After meeting Tim, and eventually moving in with him and my boyfriend, I realized what a great guy he was. He was a southern gentleman. He worked for my favorite chef (K-Paul) in his home town of New Orleans. He would make the best food, I will always remember that. We spent a lot of time together, and I loved it.
We were both under 21 at the time, but there was a bar around the corner from the apartment and we got in there, and always got served. We spent so much time there playing exotic photo hunt with occational help from Al the bartender. Sometimes my boyfriend would come out, but he was not a very social fun loving guy, he was kind of old, even for his age he was old. After drinking we would walk to another bar where I knew the bouncers, plus I used to be a promoter, so getting in was easy there too. My boyfriend would give Tim some cash and tell him to buy me some drinks.
Tim and I would drink and dance all night long. I did my best to be a good wing man for him. I knew when to dance with him to get attention from girls, and when to walk away so they could step in. It was a really great relationship. Overtime, our friendship turned into something a little bit more than that, at least for me.
I remember during a break, I think it was during the winter, I was sitting at my favorite dive diner with my ladies. I was texting Tim, and then he called me. All of a sudden it was like I was in elementary school all over again. I was giddy, to say the least, when I finally calmed down, and got my friends to calm down, I answered the phone. I told him that I liked him, ya know, like that. He said that he knew.
Obviously there was the whole boyfriend thing, so Tim and I stayed strickly friends. Though my (ex)boyfriend admitted at one point that he thought I was having an affair with Tim. There was one time when the boy was going out of town and I was going to stay at the apartment with just Tim anyway, and when I came back after work, the boy was there. He obviously didn't trust me enough to leave me there with him. Our friendship made him uncomfortable.
I know it's not really appropriate to tell someone you have feelings for them when you're in a relationship, but I don't regret it. In fact, I'm greatful that I had the balls to do it at the time. If I hadn't told Tim about my feelings, I would have regretted it to this day. I mean, only a few months after I told him, he passed away.

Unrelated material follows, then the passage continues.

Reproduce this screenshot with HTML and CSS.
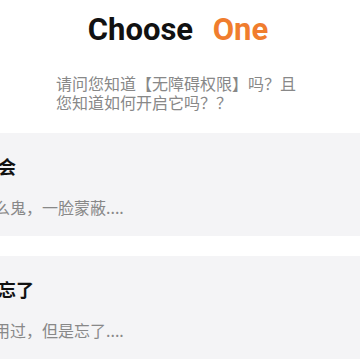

I have a heart shaped pillow on my bed that he gave me, which reminds me of him every day. Every time I make chicken with Chef Paul's Poultry Magic, I think of him. When I take a shower, and see my tattoo that I had made, especially for him, I think about him. I think that it was the perfect tribute. I didn't get his name tattooed on me or anything, I had a tattoo designed for him, that would make me think of him. Since he was from New Orleans (which he did teach me how to pronounce like a local) I have a marti gras mask, that is bright and vibrant like he always was, and it has ribbons on it in case I decide to put his name in it later. It's perfect, and as they say, only the good die young, and Tim was a pretty great guy.